▶ REQUIREMENTS: Your answer is a single number: the count of lines that contain the string "React".

▶ GIVEN DATA:
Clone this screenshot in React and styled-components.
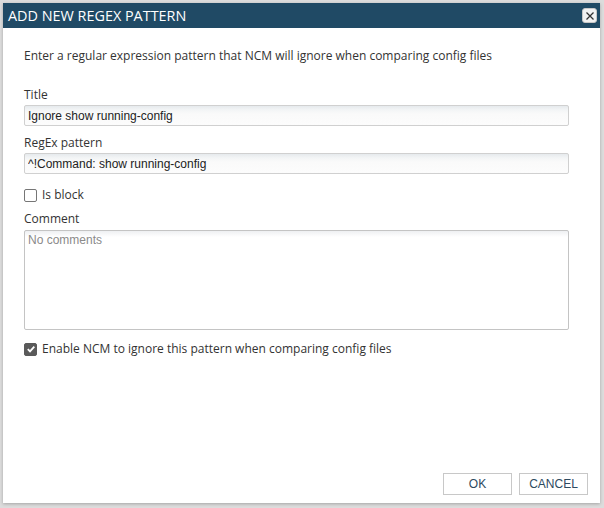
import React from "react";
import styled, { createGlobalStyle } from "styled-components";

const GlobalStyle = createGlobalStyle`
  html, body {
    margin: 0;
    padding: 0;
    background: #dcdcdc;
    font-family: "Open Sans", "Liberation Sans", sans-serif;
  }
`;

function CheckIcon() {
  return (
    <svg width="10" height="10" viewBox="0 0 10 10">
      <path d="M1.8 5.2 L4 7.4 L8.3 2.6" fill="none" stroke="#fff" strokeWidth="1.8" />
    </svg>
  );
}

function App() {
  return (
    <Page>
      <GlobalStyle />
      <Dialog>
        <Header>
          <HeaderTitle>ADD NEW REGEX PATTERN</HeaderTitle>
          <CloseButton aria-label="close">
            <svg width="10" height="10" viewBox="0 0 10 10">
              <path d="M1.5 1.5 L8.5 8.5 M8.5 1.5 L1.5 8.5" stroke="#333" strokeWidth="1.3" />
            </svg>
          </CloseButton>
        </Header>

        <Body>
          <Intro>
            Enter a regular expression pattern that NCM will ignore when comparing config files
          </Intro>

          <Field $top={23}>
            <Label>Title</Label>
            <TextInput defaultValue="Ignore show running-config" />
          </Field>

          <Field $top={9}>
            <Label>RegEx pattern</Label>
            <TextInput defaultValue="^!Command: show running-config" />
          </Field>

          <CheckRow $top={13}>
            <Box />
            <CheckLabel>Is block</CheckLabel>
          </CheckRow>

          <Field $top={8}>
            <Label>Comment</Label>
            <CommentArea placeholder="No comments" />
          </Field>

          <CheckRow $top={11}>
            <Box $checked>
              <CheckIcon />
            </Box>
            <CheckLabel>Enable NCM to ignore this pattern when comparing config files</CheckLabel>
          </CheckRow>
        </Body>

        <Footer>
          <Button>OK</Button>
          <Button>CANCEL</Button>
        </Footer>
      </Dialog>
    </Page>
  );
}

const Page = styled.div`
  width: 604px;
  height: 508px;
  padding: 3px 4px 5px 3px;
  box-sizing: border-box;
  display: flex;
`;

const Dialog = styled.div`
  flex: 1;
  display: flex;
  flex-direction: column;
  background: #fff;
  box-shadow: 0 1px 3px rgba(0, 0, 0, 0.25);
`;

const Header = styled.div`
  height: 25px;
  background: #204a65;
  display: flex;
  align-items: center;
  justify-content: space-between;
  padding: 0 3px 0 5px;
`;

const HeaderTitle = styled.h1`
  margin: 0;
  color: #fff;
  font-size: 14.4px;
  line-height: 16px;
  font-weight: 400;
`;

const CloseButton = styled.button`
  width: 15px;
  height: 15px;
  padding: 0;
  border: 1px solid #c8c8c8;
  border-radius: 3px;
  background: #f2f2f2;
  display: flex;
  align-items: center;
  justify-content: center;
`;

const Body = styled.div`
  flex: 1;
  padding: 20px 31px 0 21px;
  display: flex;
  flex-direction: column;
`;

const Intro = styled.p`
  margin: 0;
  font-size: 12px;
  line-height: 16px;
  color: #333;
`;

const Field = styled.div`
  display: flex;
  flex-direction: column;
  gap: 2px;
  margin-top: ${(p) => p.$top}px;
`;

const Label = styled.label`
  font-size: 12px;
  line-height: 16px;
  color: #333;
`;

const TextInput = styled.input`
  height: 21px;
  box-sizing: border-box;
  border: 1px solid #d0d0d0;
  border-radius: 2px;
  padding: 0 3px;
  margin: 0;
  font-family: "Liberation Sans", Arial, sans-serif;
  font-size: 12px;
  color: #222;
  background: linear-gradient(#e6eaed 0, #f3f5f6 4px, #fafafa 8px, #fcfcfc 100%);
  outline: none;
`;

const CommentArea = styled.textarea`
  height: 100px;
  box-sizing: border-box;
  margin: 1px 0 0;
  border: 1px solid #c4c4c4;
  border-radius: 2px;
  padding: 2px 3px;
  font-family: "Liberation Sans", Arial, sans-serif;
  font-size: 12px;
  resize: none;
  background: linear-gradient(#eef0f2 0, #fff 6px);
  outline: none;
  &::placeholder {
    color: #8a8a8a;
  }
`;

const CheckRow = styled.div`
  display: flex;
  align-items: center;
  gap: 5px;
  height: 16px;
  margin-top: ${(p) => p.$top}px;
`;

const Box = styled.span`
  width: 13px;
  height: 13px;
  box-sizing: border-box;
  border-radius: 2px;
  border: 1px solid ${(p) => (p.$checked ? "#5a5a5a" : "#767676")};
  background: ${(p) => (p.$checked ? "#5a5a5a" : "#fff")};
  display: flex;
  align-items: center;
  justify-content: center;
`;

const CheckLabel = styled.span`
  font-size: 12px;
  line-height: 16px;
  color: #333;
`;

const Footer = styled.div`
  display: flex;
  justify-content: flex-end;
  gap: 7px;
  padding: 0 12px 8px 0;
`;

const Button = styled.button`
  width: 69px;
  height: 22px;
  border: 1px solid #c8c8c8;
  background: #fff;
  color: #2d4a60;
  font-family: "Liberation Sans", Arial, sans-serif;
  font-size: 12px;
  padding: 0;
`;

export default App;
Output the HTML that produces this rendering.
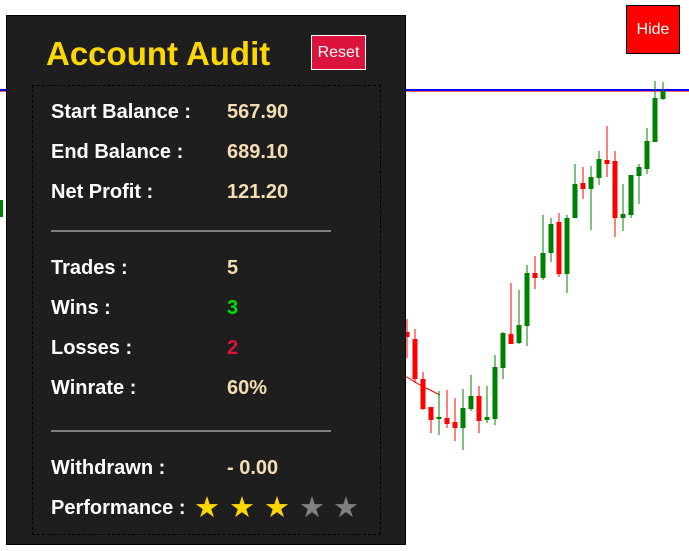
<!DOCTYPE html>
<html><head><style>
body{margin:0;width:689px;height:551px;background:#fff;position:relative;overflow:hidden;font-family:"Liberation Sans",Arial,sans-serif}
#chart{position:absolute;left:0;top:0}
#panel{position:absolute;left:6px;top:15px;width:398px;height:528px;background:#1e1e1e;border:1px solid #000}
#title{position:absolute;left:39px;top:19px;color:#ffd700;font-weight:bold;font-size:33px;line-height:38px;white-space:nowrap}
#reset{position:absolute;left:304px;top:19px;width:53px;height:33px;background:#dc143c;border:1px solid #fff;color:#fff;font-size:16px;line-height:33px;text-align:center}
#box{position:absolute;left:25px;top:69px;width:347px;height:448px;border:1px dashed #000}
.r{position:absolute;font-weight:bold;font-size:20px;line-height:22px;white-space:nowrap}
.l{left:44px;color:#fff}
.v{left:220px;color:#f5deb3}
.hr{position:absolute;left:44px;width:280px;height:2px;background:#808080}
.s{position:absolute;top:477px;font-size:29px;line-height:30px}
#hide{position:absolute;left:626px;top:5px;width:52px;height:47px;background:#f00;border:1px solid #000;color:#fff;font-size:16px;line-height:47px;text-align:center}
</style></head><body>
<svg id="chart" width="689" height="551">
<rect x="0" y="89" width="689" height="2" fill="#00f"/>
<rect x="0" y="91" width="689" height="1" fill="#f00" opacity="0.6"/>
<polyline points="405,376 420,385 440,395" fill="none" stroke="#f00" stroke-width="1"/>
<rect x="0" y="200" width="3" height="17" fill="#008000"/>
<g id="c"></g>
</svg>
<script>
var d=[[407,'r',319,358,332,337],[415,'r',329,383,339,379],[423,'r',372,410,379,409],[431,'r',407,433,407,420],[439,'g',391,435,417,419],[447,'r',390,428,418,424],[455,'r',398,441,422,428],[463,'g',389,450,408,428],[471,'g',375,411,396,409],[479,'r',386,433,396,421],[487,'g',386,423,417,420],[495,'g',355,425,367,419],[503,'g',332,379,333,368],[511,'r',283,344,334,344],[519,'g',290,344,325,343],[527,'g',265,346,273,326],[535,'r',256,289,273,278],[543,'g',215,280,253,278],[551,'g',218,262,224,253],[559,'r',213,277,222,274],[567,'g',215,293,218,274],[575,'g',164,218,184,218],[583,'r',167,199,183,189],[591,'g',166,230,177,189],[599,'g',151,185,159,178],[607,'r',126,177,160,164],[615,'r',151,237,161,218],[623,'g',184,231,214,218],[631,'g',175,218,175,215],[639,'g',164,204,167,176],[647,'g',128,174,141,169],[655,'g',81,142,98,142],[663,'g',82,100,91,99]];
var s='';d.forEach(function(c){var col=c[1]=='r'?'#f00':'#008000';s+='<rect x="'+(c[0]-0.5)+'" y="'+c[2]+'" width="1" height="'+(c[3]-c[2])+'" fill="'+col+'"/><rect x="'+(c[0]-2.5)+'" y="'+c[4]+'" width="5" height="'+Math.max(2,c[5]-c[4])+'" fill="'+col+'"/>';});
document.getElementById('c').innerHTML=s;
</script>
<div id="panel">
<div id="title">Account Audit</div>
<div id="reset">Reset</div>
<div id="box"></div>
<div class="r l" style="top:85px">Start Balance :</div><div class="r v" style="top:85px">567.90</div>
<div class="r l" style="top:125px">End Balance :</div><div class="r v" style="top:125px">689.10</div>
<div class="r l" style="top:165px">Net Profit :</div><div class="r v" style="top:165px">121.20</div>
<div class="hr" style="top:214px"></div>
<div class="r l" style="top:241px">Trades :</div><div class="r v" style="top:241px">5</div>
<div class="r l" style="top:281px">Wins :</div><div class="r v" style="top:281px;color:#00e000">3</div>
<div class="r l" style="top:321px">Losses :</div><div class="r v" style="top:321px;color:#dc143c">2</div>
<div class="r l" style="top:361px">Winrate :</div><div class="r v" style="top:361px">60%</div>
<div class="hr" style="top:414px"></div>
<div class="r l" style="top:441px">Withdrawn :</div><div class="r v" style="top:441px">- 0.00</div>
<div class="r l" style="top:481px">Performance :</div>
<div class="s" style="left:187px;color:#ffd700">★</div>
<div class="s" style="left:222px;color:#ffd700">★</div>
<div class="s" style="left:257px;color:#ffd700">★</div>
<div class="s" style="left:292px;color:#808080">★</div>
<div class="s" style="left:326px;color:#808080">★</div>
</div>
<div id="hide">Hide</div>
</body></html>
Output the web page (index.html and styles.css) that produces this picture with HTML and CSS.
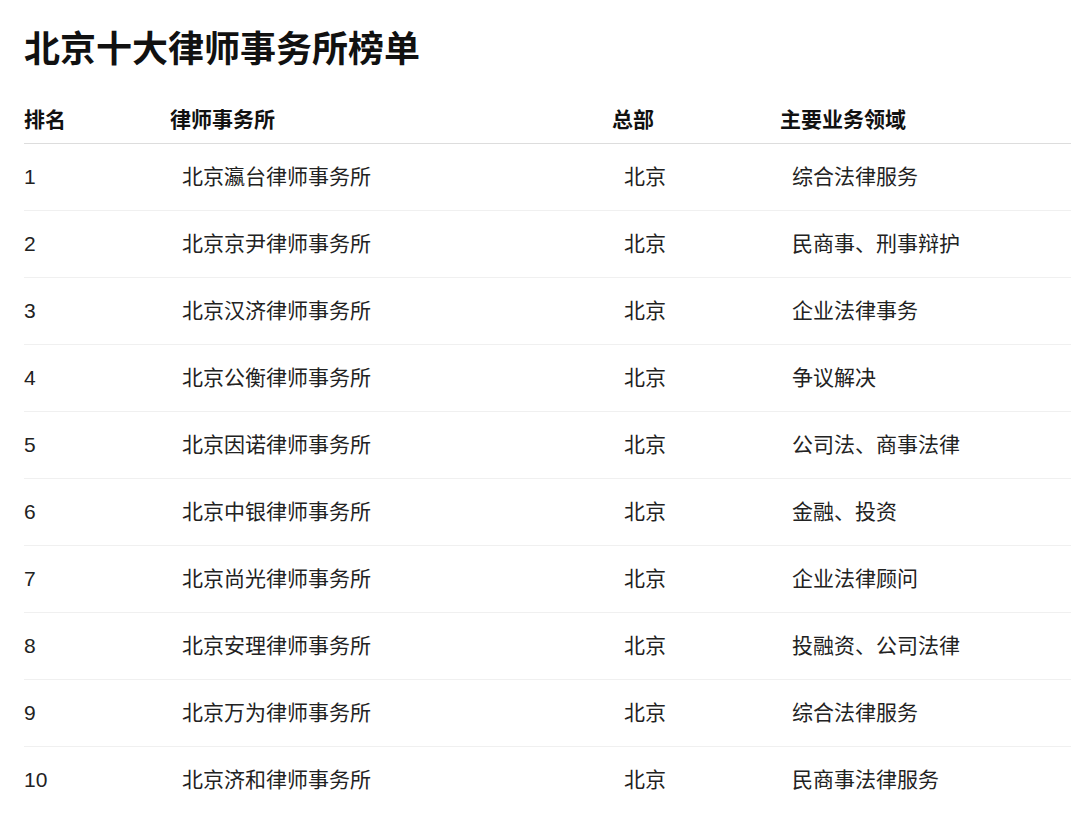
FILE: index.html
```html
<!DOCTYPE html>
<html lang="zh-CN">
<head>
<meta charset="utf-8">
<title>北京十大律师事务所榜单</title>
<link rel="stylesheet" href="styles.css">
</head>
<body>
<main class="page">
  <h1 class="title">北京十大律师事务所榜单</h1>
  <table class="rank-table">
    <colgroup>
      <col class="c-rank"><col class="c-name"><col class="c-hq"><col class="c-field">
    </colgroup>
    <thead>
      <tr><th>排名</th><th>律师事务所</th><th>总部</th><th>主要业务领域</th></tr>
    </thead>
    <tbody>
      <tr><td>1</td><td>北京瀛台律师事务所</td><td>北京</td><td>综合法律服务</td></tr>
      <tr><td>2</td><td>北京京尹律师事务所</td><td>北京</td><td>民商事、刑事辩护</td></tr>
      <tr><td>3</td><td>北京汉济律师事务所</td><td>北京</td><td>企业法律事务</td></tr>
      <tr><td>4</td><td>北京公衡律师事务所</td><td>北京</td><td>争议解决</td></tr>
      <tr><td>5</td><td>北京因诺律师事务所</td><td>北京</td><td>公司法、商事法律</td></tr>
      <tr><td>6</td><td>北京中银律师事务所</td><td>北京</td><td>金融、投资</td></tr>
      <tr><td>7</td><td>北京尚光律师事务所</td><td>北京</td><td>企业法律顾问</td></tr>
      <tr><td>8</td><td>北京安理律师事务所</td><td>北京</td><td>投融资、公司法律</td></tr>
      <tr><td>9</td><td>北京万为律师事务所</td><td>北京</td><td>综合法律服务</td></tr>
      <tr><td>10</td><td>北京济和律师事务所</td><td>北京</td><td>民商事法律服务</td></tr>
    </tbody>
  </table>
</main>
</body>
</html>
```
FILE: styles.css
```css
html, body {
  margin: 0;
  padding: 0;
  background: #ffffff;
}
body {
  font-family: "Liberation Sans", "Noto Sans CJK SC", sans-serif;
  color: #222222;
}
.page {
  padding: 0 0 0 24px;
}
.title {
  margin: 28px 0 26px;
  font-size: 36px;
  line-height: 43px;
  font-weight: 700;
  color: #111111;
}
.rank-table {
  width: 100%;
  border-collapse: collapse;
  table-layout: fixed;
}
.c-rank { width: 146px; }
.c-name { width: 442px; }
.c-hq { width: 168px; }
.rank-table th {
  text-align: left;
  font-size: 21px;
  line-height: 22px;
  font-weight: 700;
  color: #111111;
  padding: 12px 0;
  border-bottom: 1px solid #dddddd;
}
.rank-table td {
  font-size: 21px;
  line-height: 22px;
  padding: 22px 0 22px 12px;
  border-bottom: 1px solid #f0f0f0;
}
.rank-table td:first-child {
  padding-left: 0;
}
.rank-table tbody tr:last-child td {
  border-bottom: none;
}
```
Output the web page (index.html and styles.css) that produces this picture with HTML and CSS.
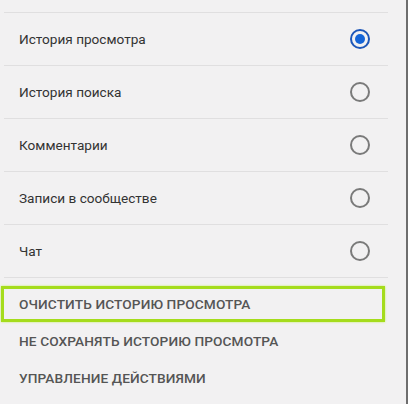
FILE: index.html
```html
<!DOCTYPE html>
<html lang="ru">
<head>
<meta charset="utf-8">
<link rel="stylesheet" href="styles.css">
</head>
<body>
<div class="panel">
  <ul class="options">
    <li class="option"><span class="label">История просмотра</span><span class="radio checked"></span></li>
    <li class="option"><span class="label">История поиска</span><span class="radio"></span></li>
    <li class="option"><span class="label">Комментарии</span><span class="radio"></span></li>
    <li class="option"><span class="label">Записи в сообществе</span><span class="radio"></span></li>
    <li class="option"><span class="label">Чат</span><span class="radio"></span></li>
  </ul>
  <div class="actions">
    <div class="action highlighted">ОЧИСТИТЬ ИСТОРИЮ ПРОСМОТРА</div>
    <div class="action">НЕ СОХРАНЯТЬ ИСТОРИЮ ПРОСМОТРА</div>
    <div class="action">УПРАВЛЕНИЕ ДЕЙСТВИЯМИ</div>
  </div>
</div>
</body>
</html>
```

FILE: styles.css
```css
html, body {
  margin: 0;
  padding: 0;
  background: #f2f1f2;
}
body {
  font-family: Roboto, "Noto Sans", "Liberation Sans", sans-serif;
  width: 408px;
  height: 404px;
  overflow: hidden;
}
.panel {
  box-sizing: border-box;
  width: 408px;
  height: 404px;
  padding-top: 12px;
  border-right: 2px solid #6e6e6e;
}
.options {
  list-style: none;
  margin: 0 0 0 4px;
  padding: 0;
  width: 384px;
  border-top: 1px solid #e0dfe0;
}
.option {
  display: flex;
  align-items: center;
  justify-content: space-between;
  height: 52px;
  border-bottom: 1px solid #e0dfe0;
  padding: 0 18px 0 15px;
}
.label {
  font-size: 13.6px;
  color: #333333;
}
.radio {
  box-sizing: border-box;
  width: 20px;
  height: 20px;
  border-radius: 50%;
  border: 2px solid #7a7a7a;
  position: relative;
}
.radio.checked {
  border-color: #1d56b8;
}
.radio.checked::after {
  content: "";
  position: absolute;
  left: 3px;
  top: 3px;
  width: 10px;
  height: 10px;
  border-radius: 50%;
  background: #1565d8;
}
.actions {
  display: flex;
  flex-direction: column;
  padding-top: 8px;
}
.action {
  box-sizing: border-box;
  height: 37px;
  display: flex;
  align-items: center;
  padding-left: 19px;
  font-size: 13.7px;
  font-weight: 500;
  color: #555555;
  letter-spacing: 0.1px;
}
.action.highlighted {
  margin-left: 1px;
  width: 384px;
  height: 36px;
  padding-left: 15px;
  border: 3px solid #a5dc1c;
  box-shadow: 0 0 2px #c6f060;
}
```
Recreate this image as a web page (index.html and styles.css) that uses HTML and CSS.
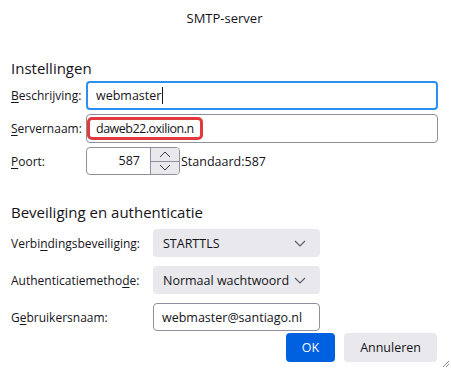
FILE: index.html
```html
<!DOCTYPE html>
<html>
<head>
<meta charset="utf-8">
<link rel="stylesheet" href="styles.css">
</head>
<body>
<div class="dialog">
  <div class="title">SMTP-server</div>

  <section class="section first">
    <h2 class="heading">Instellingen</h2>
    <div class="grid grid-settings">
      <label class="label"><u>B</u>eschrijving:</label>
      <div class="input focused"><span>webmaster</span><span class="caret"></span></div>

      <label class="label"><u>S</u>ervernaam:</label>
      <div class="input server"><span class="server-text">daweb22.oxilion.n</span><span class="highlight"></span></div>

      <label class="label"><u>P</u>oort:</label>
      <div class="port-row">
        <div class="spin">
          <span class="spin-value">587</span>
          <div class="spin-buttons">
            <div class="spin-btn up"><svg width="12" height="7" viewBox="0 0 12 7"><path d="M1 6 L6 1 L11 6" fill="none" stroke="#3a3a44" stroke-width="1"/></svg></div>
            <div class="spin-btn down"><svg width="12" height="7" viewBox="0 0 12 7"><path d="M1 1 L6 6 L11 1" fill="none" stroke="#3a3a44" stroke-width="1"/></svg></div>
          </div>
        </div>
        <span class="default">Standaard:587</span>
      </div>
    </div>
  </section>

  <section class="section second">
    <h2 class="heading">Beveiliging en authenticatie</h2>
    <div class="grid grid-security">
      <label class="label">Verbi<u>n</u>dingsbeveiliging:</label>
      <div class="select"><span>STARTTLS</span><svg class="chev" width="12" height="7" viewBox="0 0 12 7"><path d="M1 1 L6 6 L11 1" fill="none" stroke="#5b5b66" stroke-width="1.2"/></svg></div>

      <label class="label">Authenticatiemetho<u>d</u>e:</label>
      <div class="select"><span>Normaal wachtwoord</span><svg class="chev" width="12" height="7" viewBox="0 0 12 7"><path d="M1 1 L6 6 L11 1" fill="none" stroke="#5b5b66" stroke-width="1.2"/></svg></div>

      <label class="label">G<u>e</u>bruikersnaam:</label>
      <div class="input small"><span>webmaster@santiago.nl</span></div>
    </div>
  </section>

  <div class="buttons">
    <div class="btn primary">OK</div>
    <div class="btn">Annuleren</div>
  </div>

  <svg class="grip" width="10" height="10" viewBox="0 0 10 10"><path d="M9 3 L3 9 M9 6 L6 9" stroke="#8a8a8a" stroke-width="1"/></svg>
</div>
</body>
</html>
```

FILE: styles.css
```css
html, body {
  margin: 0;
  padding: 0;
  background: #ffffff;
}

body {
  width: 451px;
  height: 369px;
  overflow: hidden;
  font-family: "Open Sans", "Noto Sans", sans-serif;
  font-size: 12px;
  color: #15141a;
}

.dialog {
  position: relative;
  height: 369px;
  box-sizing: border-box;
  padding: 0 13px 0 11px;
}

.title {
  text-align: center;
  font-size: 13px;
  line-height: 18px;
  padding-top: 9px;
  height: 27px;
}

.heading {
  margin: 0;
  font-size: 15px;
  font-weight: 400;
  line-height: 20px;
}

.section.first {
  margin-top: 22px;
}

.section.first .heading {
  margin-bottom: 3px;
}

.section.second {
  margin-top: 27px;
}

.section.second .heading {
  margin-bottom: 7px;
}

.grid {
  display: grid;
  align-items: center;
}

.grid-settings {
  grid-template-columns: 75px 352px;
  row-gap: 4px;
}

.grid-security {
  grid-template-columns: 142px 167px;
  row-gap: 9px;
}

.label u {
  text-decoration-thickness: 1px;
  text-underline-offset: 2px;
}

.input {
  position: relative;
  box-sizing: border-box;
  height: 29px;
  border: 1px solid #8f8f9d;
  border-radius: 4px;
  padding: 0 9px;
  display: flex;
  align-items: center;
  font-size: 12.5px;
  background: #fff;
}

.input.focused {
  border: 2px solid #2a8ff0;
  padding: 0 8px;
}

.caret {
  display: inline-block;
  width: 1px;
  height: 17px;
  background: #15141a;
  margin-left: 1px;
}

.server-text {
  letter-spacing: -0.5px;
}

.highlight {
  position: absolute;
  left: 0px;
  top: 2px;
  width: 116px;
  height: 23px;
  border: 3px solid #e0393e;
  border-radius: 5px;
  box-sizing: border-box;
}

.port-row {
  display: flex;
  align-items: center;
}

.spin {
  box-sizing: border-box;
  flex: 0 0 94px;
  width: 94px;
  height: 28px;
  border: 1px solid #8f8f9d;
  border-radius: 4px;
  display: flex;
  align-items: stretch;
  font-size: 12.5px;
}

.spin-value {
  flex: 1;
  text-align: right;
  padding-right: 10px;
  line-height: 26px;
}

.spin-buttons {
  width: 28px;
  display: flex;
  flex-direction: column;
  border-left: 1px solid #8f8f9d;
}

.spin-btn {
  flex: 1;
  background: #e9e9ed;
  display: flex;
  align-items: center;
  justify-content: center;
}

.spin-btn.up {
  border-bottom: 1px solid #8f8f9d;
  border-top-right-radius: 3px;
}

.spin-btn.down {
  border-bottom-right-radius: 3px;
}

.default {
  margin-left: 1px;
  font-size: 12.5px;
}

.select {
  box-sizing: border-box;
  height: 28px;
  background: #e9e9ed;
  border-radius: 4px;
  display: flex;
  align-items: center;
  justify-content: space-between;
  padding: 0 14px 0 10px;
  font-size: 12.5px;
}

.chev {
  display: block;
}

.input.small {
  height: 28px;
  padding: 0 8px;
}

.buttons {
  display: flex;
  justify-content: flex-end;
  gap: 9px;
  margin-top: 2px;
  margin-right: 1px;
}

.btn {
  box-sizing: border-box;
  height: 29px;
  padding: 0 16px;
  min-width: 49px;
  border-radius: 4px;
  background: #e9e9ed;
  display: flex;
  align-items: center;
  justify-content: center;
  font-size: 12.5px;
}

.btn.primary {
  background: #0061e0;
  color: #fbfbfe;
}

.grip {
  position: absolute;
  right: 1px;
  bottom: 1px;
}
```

▶ TASK RESPONSE: 2